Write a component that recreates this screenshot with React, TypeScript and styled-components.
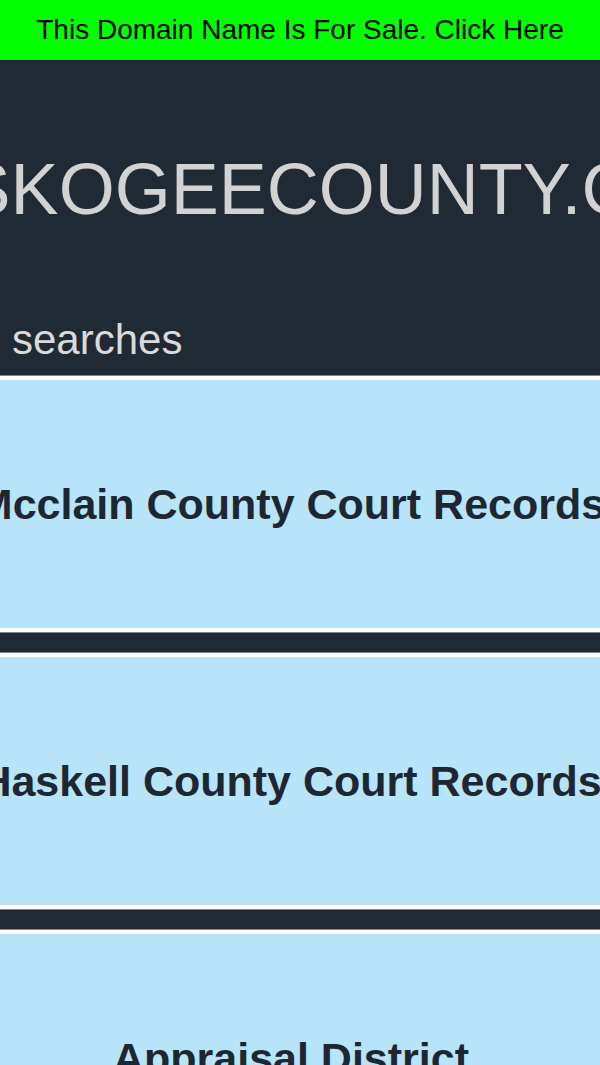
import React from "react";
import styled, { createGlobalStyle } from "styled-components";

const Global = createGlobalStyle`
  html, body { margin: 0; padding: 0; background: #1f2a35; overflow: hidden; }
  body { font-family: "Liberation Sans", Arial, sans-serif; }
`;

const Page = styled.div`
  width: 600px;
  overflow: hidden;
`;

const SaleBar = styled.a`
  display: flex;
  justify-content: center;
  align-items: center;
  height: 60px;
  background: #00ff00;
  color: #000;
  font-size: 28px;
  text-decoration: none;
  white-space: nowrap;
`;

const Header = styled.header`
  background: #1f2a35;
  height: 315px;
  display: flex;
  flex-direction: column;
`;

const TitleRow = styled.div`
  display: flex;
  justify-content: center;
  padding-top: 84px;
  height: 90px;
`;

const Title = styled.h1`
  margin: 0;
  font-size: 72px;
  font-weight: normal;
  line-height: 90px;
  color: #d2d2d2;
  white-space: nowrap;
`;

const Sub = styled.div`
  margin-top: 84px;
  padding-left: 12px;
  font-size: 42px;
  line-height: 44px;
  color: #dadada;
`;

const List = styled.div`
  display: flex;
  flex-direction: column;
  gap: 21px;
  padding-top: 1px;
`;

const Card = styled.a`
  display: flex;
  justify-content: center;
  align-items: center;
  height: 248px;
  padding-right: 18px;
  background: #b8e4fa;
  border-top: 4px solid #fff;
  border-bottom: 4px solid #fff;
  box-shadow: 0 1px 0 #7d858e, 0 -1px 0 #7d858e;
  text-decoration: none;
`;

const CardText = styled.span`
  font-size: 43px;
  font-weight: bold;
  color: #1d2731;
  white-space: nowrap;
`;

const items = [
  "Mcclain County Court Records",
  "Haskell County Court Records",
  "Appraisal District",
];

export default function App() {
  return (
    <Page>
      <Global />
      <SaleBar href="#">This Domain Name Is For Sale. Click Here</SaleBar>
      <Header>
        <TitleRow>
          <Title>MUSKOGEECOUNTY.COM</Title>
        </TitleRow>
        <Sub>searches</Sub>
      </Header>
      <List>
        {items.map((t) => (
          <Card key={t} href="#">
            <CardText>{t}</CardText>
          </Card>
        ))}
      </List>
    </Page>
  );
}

• [Work to do] Gather each line from the listing above that holds "styled".

• [Solution to this task]
Write a component that recreates this screenshot with React, TypeScript and styled-components.
import styled, { createGlobalStyle } from "styled-components";
const Page = styled.div`
const SaleBar = styled.a`
const Header = styled.header`
const TitleRow = styled.div`
const Title = styled.h1`
const Sub = styled.div`
const List = styled.div`
const Card = styled.a`
const CardText = styled.span`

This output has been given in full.